▶ Given task
Report, as a bare number, how many lines of the material below contain the word "React".

[Start Given information]

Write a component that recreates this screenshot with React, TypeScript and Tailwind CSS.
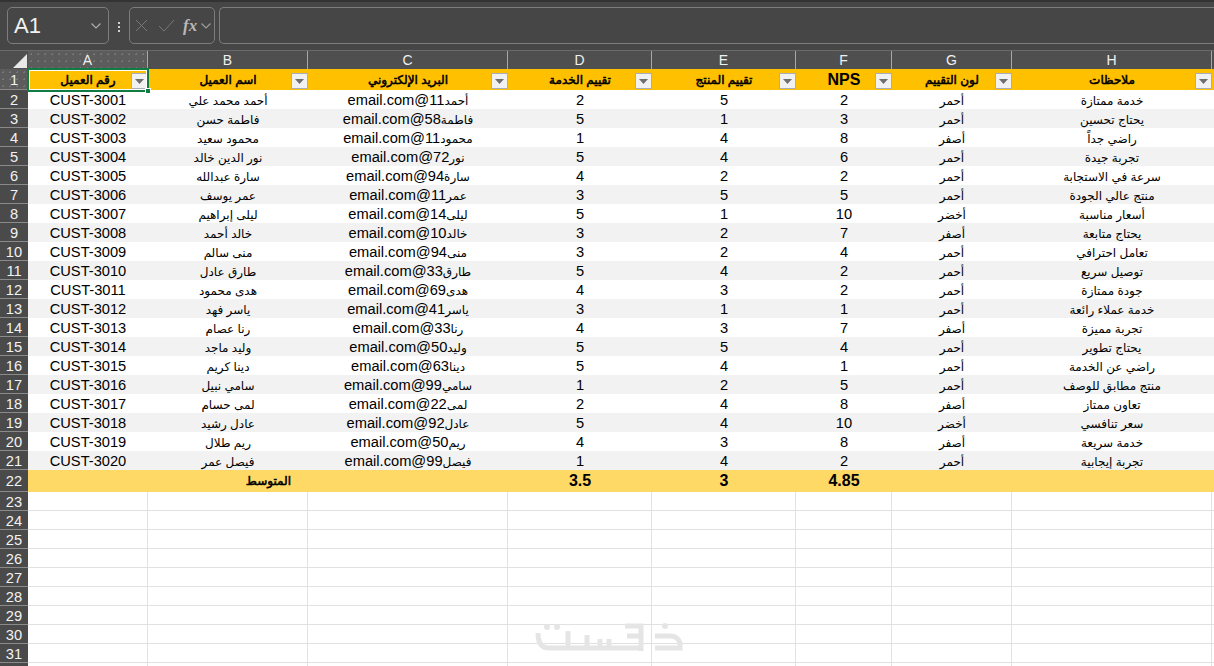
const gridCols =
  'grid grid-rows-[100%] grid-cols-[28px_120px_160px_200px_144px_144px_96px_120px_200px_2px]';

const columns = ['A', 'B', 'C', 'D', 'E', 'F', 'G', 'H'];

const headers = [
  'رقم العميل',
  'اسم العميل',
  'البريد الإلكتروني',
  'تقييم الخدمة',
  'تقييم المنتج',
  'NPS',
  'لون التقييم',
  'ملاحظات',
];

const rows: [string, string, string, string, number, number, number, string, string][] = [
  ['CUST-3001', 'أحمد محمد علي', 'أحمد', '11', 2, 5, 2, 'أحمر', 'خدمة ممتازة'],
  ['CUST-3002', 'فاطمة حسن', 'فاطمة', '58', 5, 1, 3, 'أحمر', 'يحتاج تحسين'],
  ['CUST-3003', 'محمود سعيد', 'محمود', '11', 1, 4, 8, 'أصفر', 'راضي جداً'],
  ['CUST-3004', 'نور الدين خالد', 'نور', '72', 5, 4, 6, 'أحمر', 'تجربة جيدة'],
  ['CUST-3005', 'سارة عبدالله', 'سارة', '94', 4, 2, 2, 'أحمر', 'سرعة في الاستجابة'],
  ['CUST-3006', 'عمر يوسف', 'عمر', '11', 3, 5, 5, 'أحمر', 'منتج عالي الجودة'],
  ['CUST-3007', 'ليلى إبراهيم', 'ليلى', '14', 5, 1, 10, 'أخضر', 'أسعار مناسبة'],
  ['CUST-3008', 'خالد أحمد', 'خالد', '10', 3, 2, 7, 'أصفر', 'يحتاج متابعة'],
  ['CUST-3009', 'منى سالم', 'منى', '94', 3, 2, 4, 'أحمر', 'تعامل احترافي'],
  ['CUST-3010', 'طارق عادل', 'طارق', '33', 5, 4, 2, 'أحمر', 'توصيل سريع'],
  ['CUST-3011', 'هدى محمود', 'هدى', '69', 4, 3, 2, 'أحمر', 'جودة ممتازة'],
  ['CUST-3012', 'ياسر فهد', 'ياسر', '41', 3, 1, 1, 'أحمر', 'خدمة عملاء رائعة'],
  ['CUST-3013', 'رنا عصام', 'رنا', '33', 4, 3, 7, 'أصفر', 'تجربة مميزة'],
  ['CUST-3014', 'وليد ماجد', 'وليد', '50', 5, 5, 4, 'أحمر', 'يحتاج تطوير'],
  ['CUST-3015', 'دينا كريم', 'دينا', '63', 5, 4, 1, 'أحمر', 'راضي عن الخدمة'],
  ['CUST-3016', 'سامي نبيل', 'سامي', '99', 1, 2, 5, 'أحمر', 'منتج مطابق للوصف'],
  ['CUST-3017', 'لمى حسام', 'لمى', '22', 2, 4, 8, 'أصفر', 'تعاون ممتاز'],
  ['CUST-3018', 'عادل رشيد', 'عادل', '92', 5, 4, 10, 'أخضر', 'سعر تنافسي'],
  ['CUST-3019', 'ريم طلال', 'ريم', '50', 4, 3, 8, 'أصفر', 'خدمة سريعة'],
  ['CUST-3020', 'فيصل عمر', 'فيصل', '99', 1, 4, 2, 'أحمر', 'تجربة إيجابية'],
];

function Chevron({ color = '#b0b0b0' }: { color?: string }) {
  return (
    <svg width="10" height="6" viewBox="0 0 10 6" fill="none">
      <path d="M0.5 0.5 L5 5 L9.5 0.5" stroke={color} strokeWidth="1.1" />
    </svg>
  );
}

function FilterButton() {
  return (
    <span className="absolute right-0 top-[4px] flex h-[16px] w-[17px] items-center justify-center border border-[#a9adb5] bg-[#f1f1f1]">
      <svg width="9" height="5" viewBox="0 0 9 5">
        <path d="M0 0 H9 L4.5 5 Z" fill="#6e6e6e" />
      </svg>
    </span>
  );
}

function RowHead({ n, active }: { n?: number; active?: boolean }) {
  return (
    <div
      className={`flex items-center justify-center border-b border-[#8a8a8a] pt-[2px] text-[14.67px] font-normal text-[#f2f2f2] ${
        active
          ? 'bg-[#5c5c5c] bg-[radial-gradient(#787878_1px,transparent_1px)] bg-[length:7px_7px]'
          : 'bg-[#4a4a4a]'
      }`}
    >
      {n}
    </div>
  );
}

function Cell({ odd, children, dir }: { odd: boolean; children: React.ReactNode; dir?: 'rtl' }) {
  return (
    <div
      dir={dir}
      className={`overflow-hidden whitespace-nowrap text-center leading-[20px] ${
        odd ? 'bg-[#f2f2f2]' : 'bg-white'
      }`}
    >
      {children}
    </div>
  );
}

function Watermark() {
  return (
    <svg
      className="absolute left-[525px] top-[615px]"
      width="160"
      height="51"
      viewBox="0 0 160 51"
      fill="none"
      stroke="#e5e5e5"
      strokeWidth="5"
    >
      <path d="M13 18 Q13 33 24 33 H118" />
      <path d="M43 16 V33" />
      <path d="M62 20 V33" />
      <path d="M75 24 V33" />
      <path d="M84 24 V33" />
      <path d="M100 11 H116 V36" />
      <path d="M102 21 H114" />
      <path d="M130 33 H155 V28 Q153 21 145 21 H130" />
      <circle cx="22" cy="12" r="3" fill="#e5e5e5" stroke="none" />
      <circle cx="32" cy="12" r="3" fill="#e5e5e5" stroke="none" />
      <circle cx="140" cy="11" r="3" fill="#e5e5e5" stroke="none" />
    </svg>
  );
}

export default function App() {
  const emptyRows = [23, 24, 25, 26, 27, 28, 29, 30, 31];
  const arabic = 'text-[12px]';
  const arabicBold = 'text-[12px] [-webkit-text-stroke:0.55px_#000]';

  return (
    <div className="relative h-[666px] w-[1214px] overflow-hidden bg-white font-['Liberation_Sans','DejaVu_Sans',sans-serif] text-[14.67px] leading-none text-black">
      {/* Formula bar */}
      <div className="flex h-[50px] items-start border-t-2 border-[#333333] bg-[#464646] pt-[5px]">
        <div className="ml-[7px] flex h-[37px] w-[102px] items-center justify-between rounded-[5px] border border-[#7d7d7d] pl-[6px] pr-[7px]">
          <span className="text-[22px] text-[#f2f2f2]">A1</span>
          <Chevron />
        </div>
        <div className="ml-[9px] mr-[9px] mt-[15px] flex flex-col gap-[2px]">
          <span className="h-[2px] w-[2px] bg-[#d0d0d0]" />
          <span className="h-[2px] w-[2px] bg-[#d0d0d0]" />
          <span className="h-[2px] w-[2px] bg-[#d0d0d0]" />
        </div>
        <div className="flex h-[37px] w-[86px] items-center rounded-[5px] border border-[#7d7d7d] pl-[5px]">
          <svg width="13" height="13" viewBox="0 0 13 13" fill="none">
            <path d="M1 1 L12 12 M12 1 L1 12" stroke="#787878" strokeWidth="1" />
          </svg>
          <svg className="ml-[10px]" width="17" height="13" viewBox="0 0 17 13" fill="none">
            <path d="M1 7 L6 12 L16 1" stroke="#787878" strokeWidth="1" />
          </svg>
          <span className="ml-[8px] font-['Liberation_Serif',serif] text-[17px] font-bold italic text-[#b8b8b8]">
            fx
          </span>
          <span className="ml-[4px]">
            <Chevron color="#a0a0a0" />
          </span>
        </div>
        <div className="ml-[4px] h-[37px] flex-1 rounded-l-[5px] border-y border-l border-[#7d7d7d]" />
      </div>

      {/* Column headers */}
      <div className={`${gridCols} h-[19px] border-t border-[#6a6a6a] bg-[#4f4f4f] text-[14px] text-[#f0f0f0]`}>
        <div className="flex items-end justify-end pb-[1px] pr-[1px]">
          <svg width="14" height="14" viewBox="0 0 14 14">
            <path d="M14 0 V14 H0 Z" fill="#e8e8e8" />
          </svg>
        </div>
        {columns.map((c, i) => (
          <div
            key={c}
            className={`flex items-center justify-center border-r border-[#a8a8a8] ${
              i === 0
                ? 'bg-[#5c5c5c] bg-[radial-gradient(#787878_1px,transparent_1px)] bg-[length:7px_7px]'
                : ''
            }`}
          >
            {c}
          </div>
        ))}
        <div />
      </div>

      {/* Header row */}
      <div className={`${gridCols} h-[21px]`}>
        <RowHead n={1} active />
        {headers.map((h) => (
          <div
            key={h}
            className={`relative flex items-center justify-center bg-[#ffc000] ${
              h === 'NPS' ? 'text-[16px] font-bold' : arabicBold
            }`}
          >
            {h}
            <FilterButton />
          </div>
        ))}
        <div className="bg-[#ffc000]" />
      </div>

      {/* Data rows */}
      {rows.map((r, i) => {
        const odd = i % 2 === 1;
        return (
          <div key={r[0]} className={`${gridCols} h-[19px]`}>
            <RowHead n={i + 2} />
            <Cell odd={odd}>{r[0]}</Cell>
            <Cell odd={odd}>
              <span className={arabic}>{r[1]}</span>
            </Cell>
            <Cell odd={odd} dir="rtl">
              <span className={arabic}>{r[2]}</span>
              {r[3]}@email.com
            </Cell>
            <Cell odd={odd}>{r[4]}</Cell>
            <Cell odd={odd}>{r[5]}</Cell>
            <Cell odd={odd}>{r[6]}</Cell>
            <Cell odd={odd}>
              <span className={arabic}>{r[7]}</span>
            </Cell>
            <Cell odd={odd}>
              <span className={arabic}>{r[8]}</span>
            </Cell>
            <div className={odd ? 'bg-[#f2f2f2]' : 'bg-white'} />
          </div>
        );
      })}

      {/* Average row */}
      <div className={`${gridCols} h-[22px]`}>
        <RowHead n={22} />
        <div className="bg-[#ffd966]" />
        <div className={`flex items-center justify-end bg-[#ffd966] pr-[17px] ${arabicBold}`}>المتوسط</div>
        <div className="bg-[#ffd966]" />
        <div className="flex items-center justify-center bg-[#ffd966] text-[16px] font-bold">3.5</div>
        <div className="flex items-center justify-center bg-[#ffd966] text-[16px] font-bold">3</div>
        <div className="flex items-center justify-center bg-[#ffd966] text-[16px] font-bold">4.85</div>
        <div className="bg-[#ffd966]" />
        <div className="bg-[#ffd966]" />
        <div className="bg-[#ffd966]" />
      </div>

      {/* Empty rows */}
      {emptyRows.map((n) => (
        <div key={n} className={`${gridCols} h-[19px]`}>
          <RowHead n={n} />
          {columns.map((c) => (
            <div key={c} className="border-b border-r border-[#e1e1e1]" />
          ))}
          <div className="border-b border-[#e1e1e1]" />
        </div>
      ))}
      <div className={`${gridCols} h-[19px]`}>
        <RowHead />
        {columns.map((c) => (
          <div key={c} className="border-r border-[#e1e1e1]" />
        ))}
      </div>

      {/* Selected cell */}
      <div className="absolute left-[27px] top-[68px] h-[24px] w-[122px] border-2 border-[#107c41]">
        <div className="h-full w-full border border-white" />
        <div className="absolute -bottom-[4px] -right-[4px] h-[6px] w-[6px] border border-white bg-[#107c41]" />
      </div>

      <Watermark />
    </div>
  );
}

[End Given information]

▶ Task response
2